Let $X=(0,1)\cup (1,2)$ and $Y=\mathbb{R}$ equipped with the subspace topology induced by the standard topology on $\mathbb{R}$.

Let $f:X\to Y$ be the inclusion map, $f(x)=x$ for all $x\in X$. This is continuous.

Let $A=(0,1)\cup (1,2)$. Then $\overline{A}=A$. So $f(\overline{A})=f(A)=(0,1)\cup (1,2)$.

However, $\overline{f(A)}=\overline{(0,1)\cup (1,2)}=[0,2]$.

So $f(\overline{A})\subsetneq \overline{f(A)}$.

</details>

#### Definition of homeomorphism

A **homeomorphism** $f:X\to Y$ is a continuous map of topological spaces that is a bijection and $f^{-1}:Y\to X$ is also continuous.

<details>
<summary>Example of homeomorphism</summary>

Let $X=\mathbb{R}$ and $Y=\mathbb{R}+$ with standard topology.

$f:\mathbb{R}\to \mathbb{R}^+$ be defined by $f(x)=e^x$ is continuous and bijective.

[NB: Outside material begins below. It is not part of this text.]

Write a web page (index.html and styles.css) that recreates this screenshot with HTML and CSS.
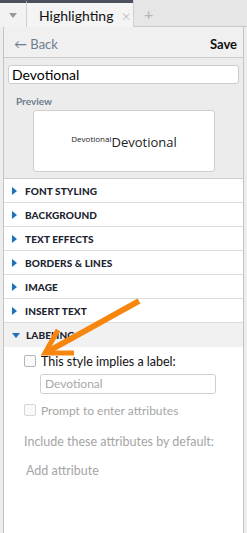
FILE: index.html
```html
<!DOCTYPE html>
<html>
<head>
<title>Highlighting</title>
<link rel="stylesheet" href="styles.css">
</head>
<body>
<div class="tabbar">
  <div class="tab-menu"><span class="caret"></span></div>
  <div class="tab active">Highlighting <span class="close">&times;</span></div>
  <div class="tab-rest"><span class="plus">+</span></div>
</div>
<div class="panel">
  <div class="toolbar">
    <span class="back">&#8592; Back</span>
    <span class="save">Save</span>
  </div>
  <div class="head">
    <div class="name">Devotional</div>
    <div class="label">Preview</div>
    <div class="preview"><span class="sup">Devotional</span>Devotional</div>
  </div>
  <div class="row"><span class="tri"></span>FONT STYLING</div>
  <div class="row"><span class="tri"></span>BACKGROUND</div>
  <div class="row"><span class="tri"></span>TEXT EFFECTS</div>
  <div class="row"><span class="tri"></span>BORDERS &amp; LINES</div>
  <div class="row"><span class="tri"></span>IMAGE</div>
  <div class="row"><span class="tri"></span>INSERT TEXT</div>
  <div class="row open"><span class="tri down"></span>LABELING</div>
  <div class="body">
    <div class="check"><span class="box"></span>This style implies a label:</div>
    <div class="field">Devotional</div>
    <div class="check off"><span class="box"></span>Prompt to enter attributes</div>
    <div class="muted">Include these attributes by default:</div>
    <div class="muted add">Add attribute</div>
  </div>
</div>
<svg class="arrow" width="247" height="533" viewBox="0 0 247 533">
  <path d="M139 301 L47 352" fill="none" stroke="#f7860f" stroke-width="6"/>
  <path d="M58 330 L45 353 L74 353" fill="none" stroke="#f7860f" stroke-width="5" stroke-linejoin="miter"/>
</svg>
</body>
</html>
```

FILE: styles.css
```css
* { box-sizing: border-box; }
body { margin: 0; background: #ededed; font-family: Lato, "Noto Sans", sans-serif; color: #1b2430; height: 533px; overflow: hidden; position: relative; }

.tabbar { display: flex; height: 27px; }
.tab-menu { width: 27px; background: #f2f2f2; border-top: 3px solid #4b505c; border-right: 1px solid #d0d0d0; display: flex; justify-content: center; align-items: center; }
.caret { width: 0; height: 0; border-left: 4px solid transparent; border-right: 4px solid transparent; border-top: 5px solid #9a9a9a; }
.tab { width: 106px; background: #f4f4f4; border-top: 3px solid #4b505c; padding-left: 12px; font-size: 14px; display: flex; align-items: center; color: #111; }
.close { color: #aaa; font-size: 16px; margin-left: 8px; font-weight: 300; }
.tab-rest { flex: 1; background: #e6e6e6; border-bottom: 1px solid #c9c9c9; border-left: 1px solid #d0d0d0; padding-left: 10px; display: flex; align-items: center; }
.plus { color: #b5b5b5; font-size: 16px; }

.panel { margin-left: 3px; width: 241px; border-left: 1px solid #c4c4c4; border-right: 1px solid #c4c4c4; background: #fff; height: 506px; }
.toolbar { height: 31px; background: #f0f0f0; border-bottom: 1px solid #cbcbcb; display: flex; justify-content: space-between; align-items: center; padding: 3px 6px 0 10px; font-size: 13px; }
.back { color: #6e7d8c; }
.save { color: #111; font-weight: bold; }

.head { background: #ececec; padding: 7px 4px 6px 4px; border-bottom: 1px solid #cfcfcf; }
.name { height: 19px; background: #fff; border: 1px solid #cdcdcd; border-radius: 3px; font-size: 14px; padding: 0 3px; line-height: 17px; color: #000; }
.label { color: #6e7d8c; font-size: 10px; font-weight: bold; margin: 11px 0 0 8px; }
.preview { margin: 3px 0 0 25px; width: 182px; height: 62px; background: #fff; border: 1px solid #cfcfcf; border-radius: 3px; display: flex; justify-content: center; align-items: center; font-family: "Open Sans", sans-serif; font-size: 13px; color: #222; padding-top: 2px; }
.sup { font-size: 8px; position: relative; top: -4px; }

.row { height: 24px; border-bottom: 1px solid #dcdcdc; display: flex; align-items: center; font-size: 10px; font-weight: 900; padding-left: 8px; letter-spacing: 0.1px; }
.row.open { background: #f1f1f1; border-bottom: none; }
.tri { width: 0; height: 0; border-top: 4px solid transparent; border-bottom: 4px solid transparent; border-left: 5px solid #1d6fb8; margin-right: 8px; }
.tri.down { border-left: 4px solid transparent; border-right: 4px solid transparent; border-top: 5px solid #1d6fb8; border-bottom: none; margin-right: 6px; }

.body { padding: 6px 0 0 20px; }
.check { display: flex; align-items: center; font-size: 12.5px; color: #111; height: 16px; }
.box { width: 12px; height: 12px; border: 1px solid #b5b5b5; border-radius: 2px; background: #fafafa; margin-right: 5px; }
.check.off { color: #a5a5a5; font-size: 12px; margin-top: 8px; }
.check.off .box { border-color: #d6d6d6; }
.field { margin: 5px 0 0 16px; width: 176px; height: 20px; border: 1px solid #cfcfcf; border-radius: 3px; font-size: 12px; color: #a8a8a8; padding-left: 4px; line-height: 18px; }
.muted { color: #a5a5a5; font-size: 12.5px; margin-top: 16px; }
.muted.add { margin-top: 14px; padding-left: 2px; }

.arrow { position: absolute; left: 0; top: 0; pointer-events: none; }
```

$f^{-1}:\mathbb{R}^+\to \mathbb{R}$ be defined by $f^{-1}(y)=\ln(y)$ is continuous and homeomorphism.

</details>

### Epsilon delta definition of continuity

Let $f:\mathbb{R}\to \mathbb{R}$ be a continuous function where we use the standard topology on $\mathbb{R}$.

Then [property 4](#properties-of-continuous-functions) implies that for any open interval $(a,b)\in \mathbb{R}$, $f^{-1}((a,b))$ is open in $\mathbb{R}$.

Now take an arbitrary $x\in \mathbb{R}$ and $\epsilon > 0$. In particular $f^{-1}((f(x)-\epsilon, f(x)+\epsilon))$ is an open set containing $x$.

In particular, there is an open interval (by the standard topology on $\mathbb{R}$) $(c,d)$ such that $x\in (c,d)\subseteq f^{-1}((f(x)-\epsilon, f(x)+\epsilon))$.

Let $\delta = \min\{x-c, d-x\}$. Then $(x-\delta, x+\delta)\subseteq (c,d)\subseteq f^{-1}((f(x)-\epsilon, f(x)+\epsilon))$.

This says that if $|y-x| < \delta$, then $|f(y)-f(x)| < \epsilon$.